The Selected Your Friendly Fascist is available as an eBook for $4.99 from https://issuu.com/rochfordpress/docs/copy_of_the_selected_1_page_number_yellow
Wonderfully interesting blast from the past! Text & graphics a great combo.
AHHH thankyou for this rae, an amazing mag …
Thanks Rae, and how great to see all those covers again!!
Very amusing, and wonderful indeed! With anarchic energy fizzing up everywhere, all about embracing freedom, taking risks and having fun, in contrast to the careful career mapping that can prevail, a matter of making the right moves to impress peers, funders and academics, albeit in calculatedly ‘intelligent’, ‘cultivated’ and ‘clever’ ways. How dreary, compared to RDJ and the gang’s virulent shit-flinging literary ‘fascism’ – really a form of piss-taking larrikinism – and of a gloriously scabrous kind! Goodonyer Rae for adding, for 14 years, such wicked yeast to the poetic dough.

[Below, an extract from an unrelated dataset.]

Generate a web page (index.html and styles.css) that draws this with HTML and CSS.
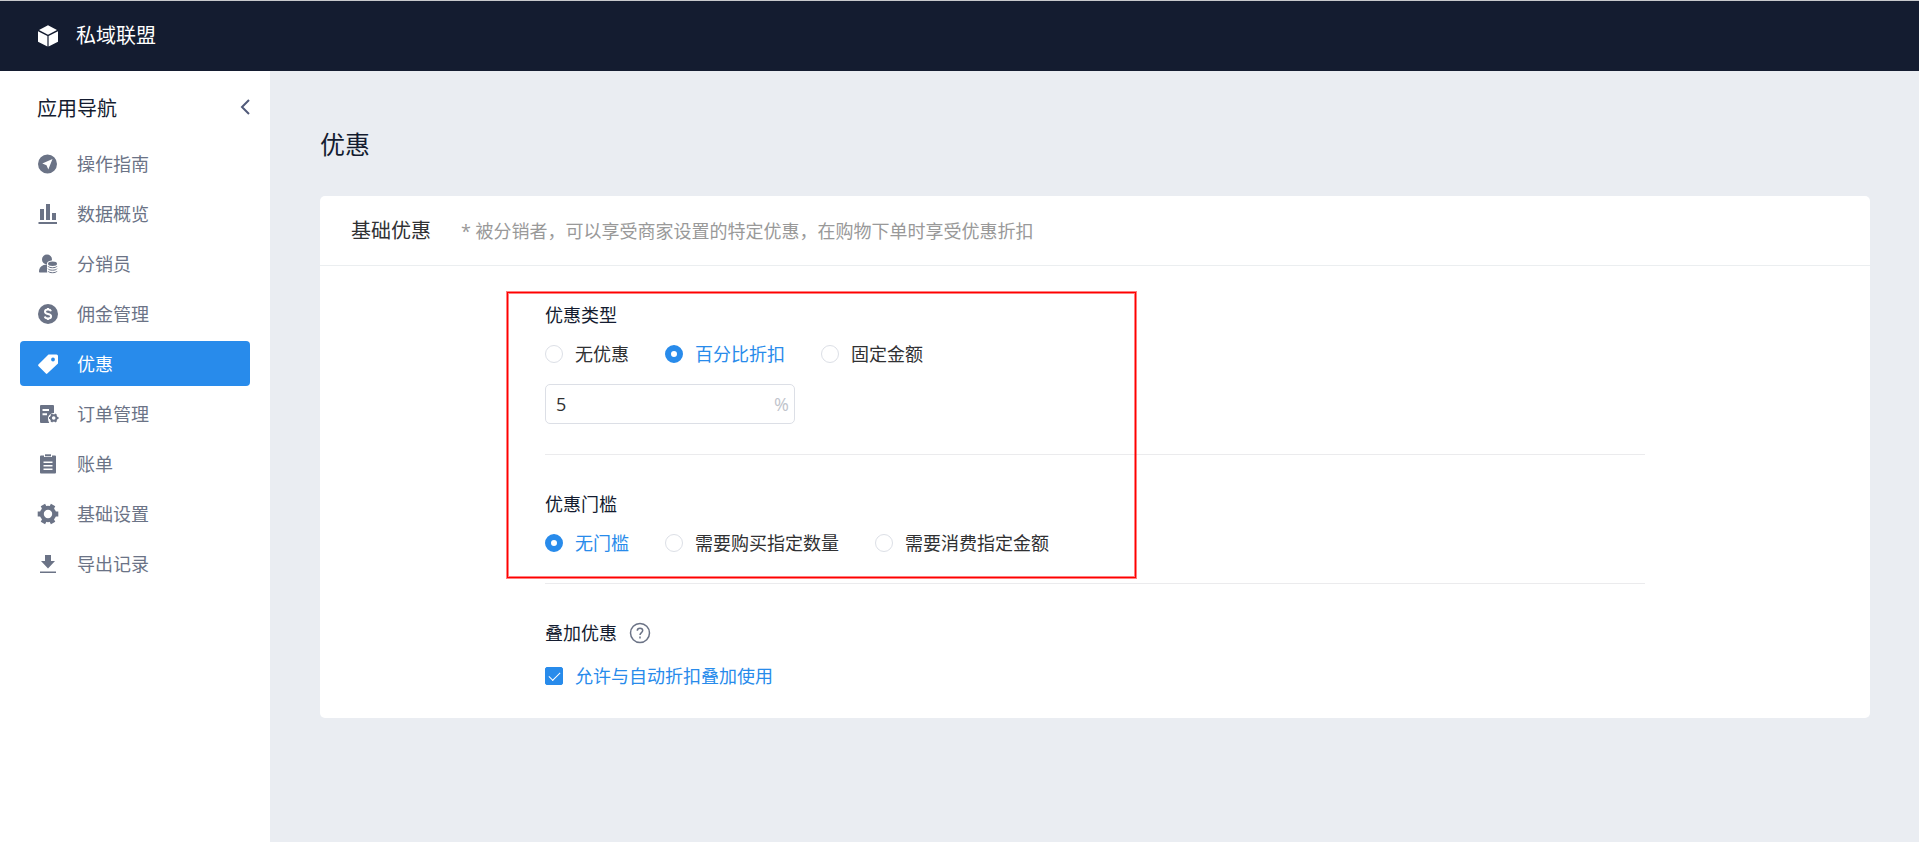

legendary. makes so much contemporary australian poetry look consumed in its own earnestness.
love the art work! x cw
Oddly enough, if I saw a magazine with the words ‘Friendly Fascist’ in the title today, I’d probably avoid it, ‘cos I don’t like for-real fascists. Way back then, it was simply yet another wonderful manifestation of luminous lunacy and inspired skipping reels of not-so rhymes, and I’m so glad my politics hadn’t ossified too far for me to be part of its helter-skelter trip through the outer reaches of poetic bedlam! It’s great to see all those delicious issue-covers lined up here, now I’m itchy to flip the lid and scrutinise the interiors, sure I’ve got some stashed away somewhere!… I’ll check. Yes, Steve Sneyd is still hereabouts. George Cairncross is not on ‘Facebook’, but he’s recent ‘greatest hits’ is reviewed on my ‘Eight Miles Higher’ website for those who are curious: http://andrewdarlington.blogspot.co.uk/2011/09/book-review-of-hot-dog-days-by-george.html
It might’ve been five years before punk but it was after Robert Crumb’s publications, has a similar sensibility. I remember a friend showing me Robert Crumb’s work in the 60’s. But YFF had a distinctly Australian flavour. It’s good that this is now in the digital archive.
thanx for the honor of being exhibited in the museum – “old age isn’t for sissies”.